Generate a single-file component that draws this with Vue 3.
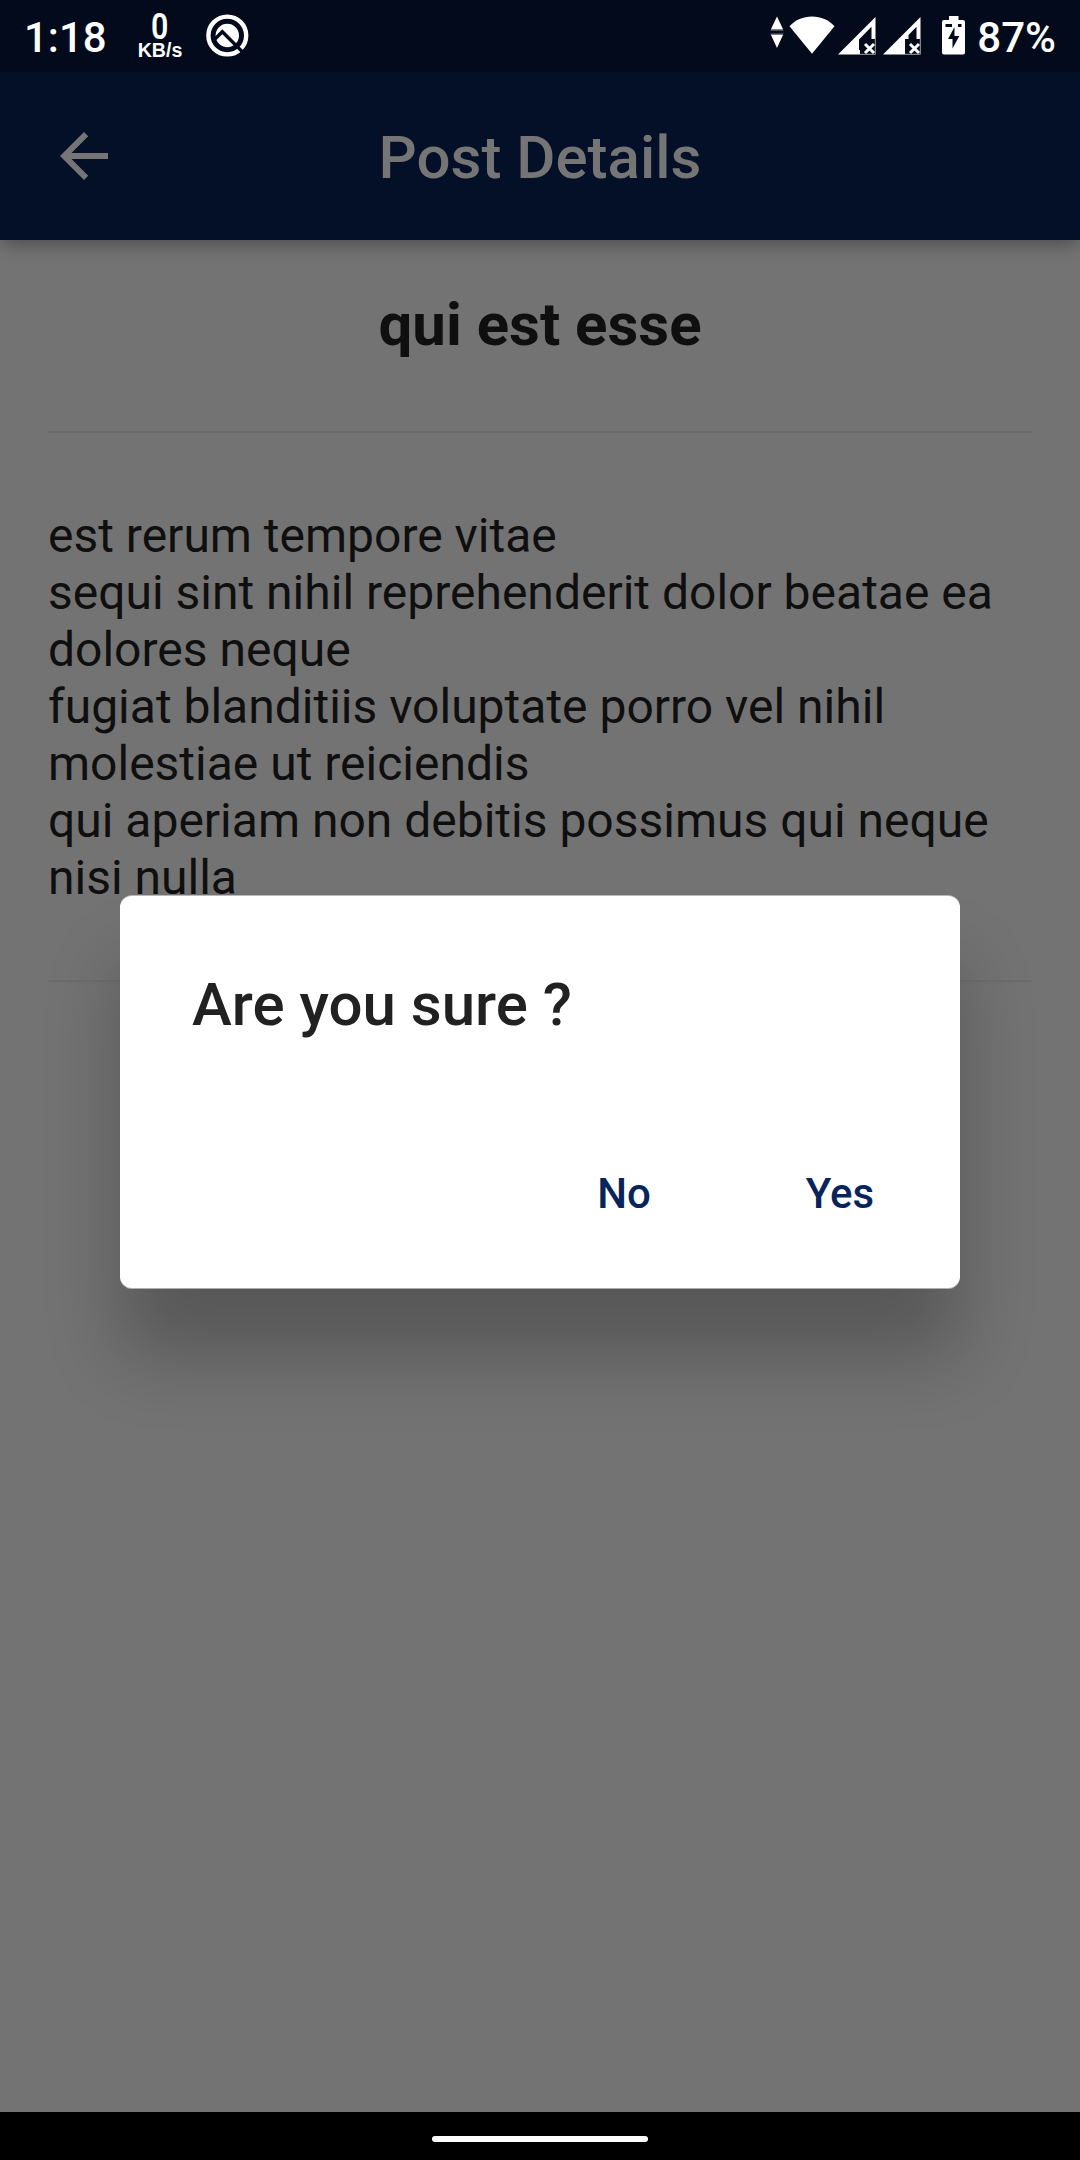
<script setup>
const body = `est rerum tempore vitae
sequi sint nihil reprehenderit dolor beatae ea dolores neque
fugiat blanditiis voluptate porro vel nihil molestiae ut reiciendis
qui aperiam non debitis possimus qui neque nisi nulla`
</script>

<template>
  <div class="screen">
    <header class="status">
      <span class="clock">1:18</span>
      <div class="speed">
        <span class="rate">0</span>
        <span class="unit">KB/s</span>
      </div>
      <svg class="q" width="44" height="44" viewBox="0 0 44 44">
        <circle cx="22.3" cy="21.5" r="18.900" fill="none" stroke="#fff" stroke-width="4.4" />
        <circle cx="22.3" cy="21.5" r="11.700" fill="#fff" />
        <path d="M9 26L17.300 17.700L38 38.400" fill="none" stroke="#020a1c" stroke-width="3.400" />
      </svg>
      <div class="icons">
        <svg class="updown" width="14" height="32" viewBox="0 0 14 32">
          <path d="M7 .5L13.200 13.500H.8zM.8 18.500H13.200L7 32z" fill="#fff" />
          <path d="M.5 14.500H13.500M.5 17.800H13.500" stroke="#5b616d" stroke-width=".8" />
        </svg>
        <svg class="wifi" width="46" height="38" viewBox="0 0 46 38">
          <path d="M23 37.800L.5 10.200C6.500 4 14 .6 23 .6S39.500 4 45.500 10.200z" fill="#fff" />
        </svg>
        <svg class="signal" width="38" height="39" viewBox="0 0 38 39">
          <path d="M0 38.500L37.500 1V38.500z" fill="#fff" />
          <path d="M21 23.500L33.500 10.800V23H37V38H22V34H21z" fill="#020a1c" />
          <path d="M37.200 22V38.200H22" fill="none" stroke="#7d828c" stroke-width=".8" />
          <path d="M27 28L36 37M36 28L27 37" stroke="#fff" stroke-width="3" />
        </svg>
        <svg class="signal" width="38" height="39" viewBox="0 0 38 39">
          <path d="M0 38.500L37.500 1V38.500z" fill="#fff" />
          <path d="M25.500 19L33.500 10.800V23H37V38H22V23H25.500z" fill="#020a1c" />
          <path d="M37.200 22V38.200H22" fill="none" stroke="#7d828c" stroke-width=".8" />
          <path d="M27 28L36 37M36 28L27 37" stroke="#fff" stroke-width="3" />
        </svg>
        <svg class="battery" width="23" height="39" viewBox="0 0 23 39">
          <path d="M7 0H16.500V4H21Q23 4 23 6V36.500Q23 38.500 21 38.500H2Q0 38.500 0 36.500V6Q0 4 2 4H7z" fill="#fff" />
          <path d="M3.500 8H10V11H3.500zM16 8H19.500V11H16zM12.500 11V20H17.300L10.500 32.500V23H6z" fill="#020a1c" />
        </svg>
        <span class="percent">87%</span>
      </div>
    </header>

    <nav class="appbar">
      <svg class="back" width="72" height="72" viewBox="0 0 24 24">
        <path d="M20 11H7.830l5.590-5.590L12 4l-8 8 8 8 1.410-1.410L7.830 13H20v-2z" fill="#757575" />
      </svg>
      <span class="bar-title">Post Details</span>
    </nav>

    <main class="content">
      <h1 class="title">qui est esse</h1>
      <div class="divider"></div>
      <p class="text">{{ body }}</p>
      <div class="divider"></div>
    </main>

    <footer class="navbar"><div class="pill"></div></footer>

    <div class="overlay">
      <section class="dialog">
        <h2 class="question">Are you sure ?</h2>
        <div class="actions">
          <button class="btn no">No</button>
          <button class="btn yes">Yes</button>
        </div>
      </section>
    </div>
  </div>
</template>

<style>
body {
  margin: 0;
  background: #737373;
}
</style>

<style scoped>
.screen {
  position: relative;
  display: flex;
  flex-direction: column;
  width: 1080px;
  height: 2160px;
  overflow: hidden;
  background: #737373;
  font-family: Roboto, "Liberation Sans", sans-serif;
}
.screen * {
  box-sizing: border-box;
}
svg {
  display: block;
  flex: none;
}
.status {
  display: flex;
  height: 72px;
  flex: none;
  padding-left: 24px;
  padding-right: 24px;
  background: #020a1c;
  color: #fff;
  position: relative;
  z-index: 2;
}
.clock {
  width: 113px;
  padding-top: 13px;
  font-size: 42px;
  font-weight: 500;
  line-height: 50px;
}
.speed {
  display: flex;
  flex-direction: column;
  align-items: center;
  width: 46px;
  padding-top: 11px;
}
.rate {
  height: 29px;
  font-size: 37px;
  font-weight: 600;
  line-height: 32px;
  transform: scaleX(0.82);
}
.unit {
  font: 700 19.6px/20px "Liberation Sans", sans-serif;
}
.q {
  margin: 14px 0 0 22px;
}
.icons {
  display: flex;
  margin-left: auto;
  padding-top: 16px;
}
.wifi {
  margin-left: 5px;
}
.signal {
  margin-left: 3px;
}
.signal + .signal {
  margin-left: 7px;
}
.battery {
  margin-left: 21px;
}
.percent {
  margin-left: 12px;
  margin-top: -3px;
  font-size: 42px;
  font-weight: 500;
  line-height: 50px;
}
.appbar {
  position: relative;
  z-index: 1;
  display: flex;
  align-items: center;
  height: 168px;
  flex: none;
  padding: 0 48px;
  background: #041027;
  box-shadow: 0 10px 16px -4px rgba(0, 0, 0, 0.26), 0 2px 14px rgba(0, 0, 0, 0.06);
}
.bar-title {
  flex: 1;
  margin-right: 72px;
  padding-top: 4px;
  text-align: center;
  font-size: 60px;
  font-weight: 500;
  line-height: 70px;
  color: #757575;
}
.content {
  flex: 1;
  padding: 49px 48px 0;
  color: #0f0f0f;
}
.title {
  margin: 0 0 71px;
  text-align: center;
  font-size: 60px;
  font-weight: 700;
  line-height: 71px;
}
.divider {
  height: 2px;
  background: #6c6c6c;
}
.text {
  margin: 74px 0;
  font-size: 48px;
  line-height: 57px;
  white-space: pre-line;
}
.navbar {
  display: flex;
  justify-content: center;
  height: 48px;
  flex: none;
  padding-top: 24px;
  background: #000;
}
.pill {
  width: 216px;
  height: 6px;
  border-radius: 3px;
  background: #fff;
}
.overlay {
  position: absolute;
  inset: 72px 0 48px;
  display: flex;
  align-items: center;
  justify-content: center;
}
.dialog {
  width: 840px;
  height: 392px;
  padding: 73px 24px 0 72px;
  border-radius: 12px;
  background: #fff;
  box-shadow: 0 1px 0 rgba(255, 255, 255, 0.5), 0 -1px 0 rgba(255, 255, 255, 0.5), 0 68px 75px rgba(0, 0, 0, 0.24);
}
.question {
  margin: 0;
  font-size: 60px;
  font-weight: 500;
  line-height: 71px;
  color: #212121;
}
.actions {
  display: flex;
  justify-content: flex-end;
  gap: 24px;
  margin-top: 81px;
}
.btn {
  width: 192px;
  height: 144px;
  padding: 0;
  border: 0;
  background: none;
  font: 500 42px/49px Roboto, sans-serif;
  color: #08255b;
}
</style>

..........

▶ _Exercise_: Except for the pictures, print the data above exactly.

▶ _Answer_:
Generate a single-file component that draws this with Vue 3.
<script setup>
const body = `est rerum tempore vitae
sequi sint nihil reprehenderit dolor beatae ea dolores neque
fugiat blanditiis voluptate porro vel nihil molestiae ut reiciendis
qui aperiam non debitis possimus qui neque nisi nulla`
</script>

<template>
  <div class="screen">
    <header class="status">
      <span class="clock">1:18</span>
      <div class="speed">
        <span class="rate">0</span>
        <span class="unit">KB/s</span>
      </div>
      <svg class="q" width="44" height="44" viewBox="0 0 44 44">
        <circle cx="22.3" cy="21.5" r="18.900" fill="none" stroke="#fff" stroke-width="4.4" />
        <circle cx="22.3" cy="21.5" r="11.700" fill="#fff" />
        <path d="M9 26L17.300 17.700L38 38.400" fill="none" stroke="#020a1c" stroke-width="3.400" />
      </svg>
      <div class="icons">
        <svg class="updown" width="14" height="32" viewBox="0 0 14 32">
          <path d="M7 .5L13.200 13.500H.8zM.8 18.500H13.200L7 32z" fill="#fff" />
          <path d="M.5 14.500H13.500M.5 17.800H13.500" stroke="#5b616d" stroke-width=".8" />
        </svg>
        <svg class="wifi" width="46" height="38" viewBox="0 0 46 38">
          <path d="M23 37.800L.5 10.200C6.500 4 14 .6 23 .6S39.500 4 45.500 10.200z" fill="#fff" />
        </svg>
        <svg class="signal" width="38" height="39" viewBox="0 0 38 39">
          <path d="M0 38.500L37.500 1V38.500z" fill="#fff" />
          <path d="M21 23.500L33.500 10.800V23H37V38H22V34H21z" fill="#020a1c" />
          <path d="M37.200 22V38.200H22" fill="none" stroke="#7d828c" stroke-width=".8" />
          <path d="M27 28L36 37M36 28L27 37" stroke="#fff" stroke-width="3" />
        </svg>
        <svg class="signal" width="38" height="39" viewBox="0 0 38 39">
          <path d="M0 38.500L37.500 1V38.500z" fill="#fff" />
          <path d="M25.500 19L33.500 10.800V23H37V38H22V23H25.500z" fill="#020a1c" />
          <path d="M37.200 22V38.200H22" fill="none" stroke="#7d828c" stroke-width=".8" />
          <path d="M27 28L36 37M36 28L27 37" stroke="#fff" stroke-width="3" />
        </svg>
        <svg class="battery" width="23" height="39" viewBox="0 0 23 39">
          <path d="M7 0H16.500V4H21Q23 4 23 6V36.500Q23 38.500 21 38.500H2Q0 38.500 0 36.500V6Q0 4 2 4H7z" fill="#fff" />
          <path d="M3.500 8H10V11H3.500zM16 8H19.500V11H16zM12.500 11V20H17.300L10.500 32.500V23H6z" fill="#020a1c" />
        </svg>
        <span class="percent">87%</span>
      </div>
    </header>

    <nav class="appbar">
      <svg class="back" width="72" height="72" viewBox="0 0 24 24">
        <path d="M20 11H7.830l5.590-5.590L12 4l-8 8 8 8 1.410-1.410L7.830 13H20v-2z" fill="#757575" />
      </svg>
      <span class="bar-title">Post Details</span>
    </nav>

    <main class="content">
      <h1 class="title">qui est esse</h1>
      <div class="divider"></div>
      <p class="text">{{ body }}</p>
      <div class="divider"></div>
    </main>

    <footer class="navbar"><div class="pill"></div></footer>

    <div class="overlay">
      <section class="dialog">
        <h2 class="question">Are you sure ?</h2>
        <div class="actions">
          <button class="btn no">No</button>
          <button class="btn yes">Yes</button>
        </div>
      </section>
    </div>
  </div>
</template>

<style>
body {
  margin: 0;
  background: #737373;
}
</style>

<style scoped>
.screen {
  position: relative;
  display: flex;
  flex-direction: column;
  width: 1080px;
  height: 2160px;
  overflow: hidden;
  background: #737373;
  font-family: Roboto, "Liberation Sans", sans-serif;
}
.screen * {
  box-sizing: border-box;
}
svg {
  display: block;
  flex: none;
}
.status {
  display: flex;
  height: 72px;
  flex: none;
  padding-left: 24px;
  padding-right: 24px;
  background: #020a1c;
  color: #fff;
  position: relative;
  z-index: 2;
}
.clock {
  width: 113px;
  padding-top: 13px;
  font-size: 42px;
  font-weight: 500;
  line-height: 50px;
}
.speed {
  display: flex;
  flex-direction: column;
  align-items: center;
  width: 46px;
  padding-top: 11px;
}
.rate {
  height: 29px;
  font-size: 37px;
  font-weight: 600;
  line-height: 32px;
  transform: scaleX(0.82);
}
.unit {
  font: 700 19.6px/20px "Liberation Sans", sans-serif;
}
.q {
  margin: 14px 0 0 22px;
}
.icons {
  display: flex;
  margin-left: auto;
  padding-top: 16px;
}
.wifi {
  margin-left: 5px;
}
.signal {
  margin-left: 3px;
}
.signal + .signal {
  margin-left: 7px;
}
.battery {
  margin-left: 21px;
}
.percent {
  margin-left: 12px;
  margin-top: -3px;
  font-size: 42px;
  font-weight: 500;
  line-height: 50px;
}
.appbar {
  position: relative;
  z-index: 1;
  display: flex;
  align-items: center;
  height: 168px;
  flex: none;
  padding: 0 48px;
  background: #041027;
  box-shadow: 0 10px 16px -4px rgba(0, 0, 0, 0.26), 0 2px 14px rgba(0, 0, 0, 0.06);
}
.bar-title {
  flex: 1;
  margin-right: 72px;
  padding-top: 4px;
  text-align: center;
  font-size: 60px;
  font-weight: 500;
  line-height: 70px;
  color: #757575;
}
.content {
  flex: 1;
  padding: 49px 48px 0;
  color: #0f0f0f;
}
.title {
  margin: 0 0 71px;
  text-align: center;
  font-size: 60px;
  font-weight: 700;
  line-height: 71px;
}
.divider {
  height: 2px;
  background: #6c6c6c;
}
.text {
  margin: 74px 0;
  font-size: 48px;
  line-height: 57px;
  white-space: pre-line;
}
.navbar {
  display: flex;
  justify-content: center;
  height: 48px;
  flex: none;
  padding-top: 24px;
  background: #000;
}
.pill {
  width: 216px;
  height: 6px;
  border-radius: 3px;
  background: #fff;
}
.overlay {
  position: absolute;
  inset: 72px 0 48px;
  display: flex;
  align-items: center;
  justify-content: center;
}
.dialog {
  width: 840px;
  height: 392px;
  padding: 73px 24px 0 72px;
  border-radius: 12px;
  background: #fff;
  box-shadow: 0 1px 0 rgba(255, 255, 255, 0.5), 0 -1px 0 rgba(255, 255, 255, 0.5), 0 68px 75px rgba(0, 0, 0, 0.24);
}
.question {
  margin: 0;
  font-size: 60px;
  font-weight: 500;
  line-height: 71px;
  color: #212121;
}
.actions {
  display: flex;
  justify-content: flex-end;
  gap: 24px;
  margin-top: 81px;
}
.btn {
  width: 192px;
  height: 144px;
  padding: 0;
  border: 0;
  background: none;
  font: 500 42px/49px Roboto, sans-serif;
  color: #08255b;
}
</style>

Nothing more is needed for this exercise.